Carlos supo compartir los pequeños grandes sueños de los mexicanos: el sindicalismo independiente, las utopías estudiantiles, las reivindicaciones de la mujer, las batallas de las minorías sexuales; en fin, la democracia como posibilidad de una convivencia más alta. No sin advertir, en abierta querella, los entusiasmos fáciles y los peligros fanáticos y permanecer alerta al diario suceder. Su obra escrita es reflejo de la prisa y la impaciencia de quien se negaba a admitir el hundimiento del barco: aún hormiguea en las páginas de periódicos y revistas, muchas de ellas provincianas a las cuales concede rara dedicación. De estos afanes de ubiquidad llevaba tristes marcas en su cuerpo: mitad de la vista perdida en uno de tantos viajes.

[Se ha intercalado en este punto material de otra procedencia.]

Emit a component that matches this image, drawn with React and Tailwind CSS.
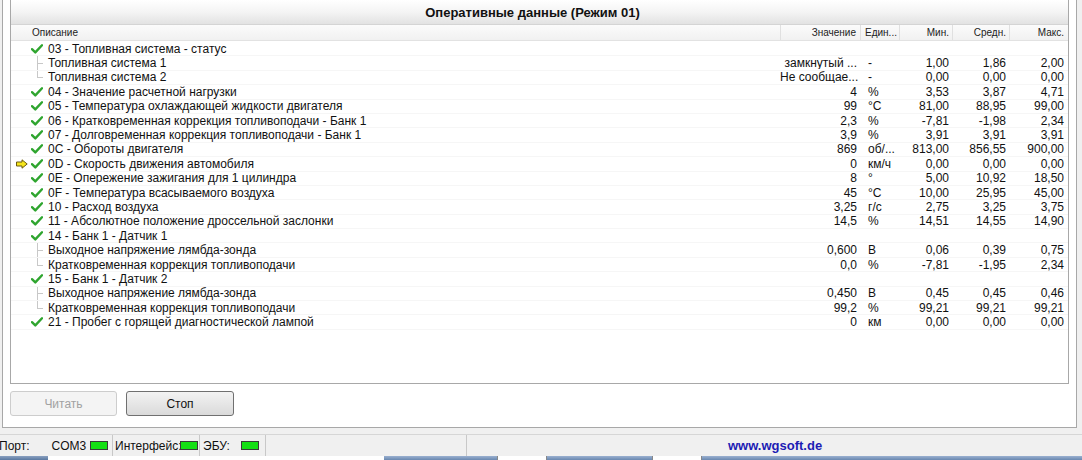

¿Qué importa la Obra a la luz de estas ocupaciones? Un día le pedí que reuniéramos todos sus escritos sobre arte. Sería un libro magnífico. Pero Carlos, aquejado por la fiebre del presente, nunca daba marcha atrás. Sólo apetecía la aventura de hoy, la de mañana, prodigándose siempre a su modo, poniendo el brazo de palo para evitar el roce físico en correspondencia a la cordialidad de los demás, como eludiendo el desgaste del espíritu. No era efusivo, pero sí generoso, sobre todo para escuchar.
Las mejores recompensas a sus fatigas políticas y culturales fueron, acaso, el autógrafo que una jovencita le solicita en un restaurante, o el odio de un alto burócrata cuyas necedades había desnudado, o la invitación a estar allí donde las nuevas generaciones pedían su palabra y su aliento; pero no eran jamás la mediocre satisfacción de ver su nombre impreso en una hermosa portada.
Pero injusto sería afirmar que el personaje público eclipsaba al escritor, a ese buen escritor que habitaba en él. Aquel era accesible, ágil, relampagueante; éste, difícil, laberíntico, río de afirmaciones sentenciosas. Trenzándose ambos hilos formaron una personalidad única. Es simplemente Carlos Monsiváis.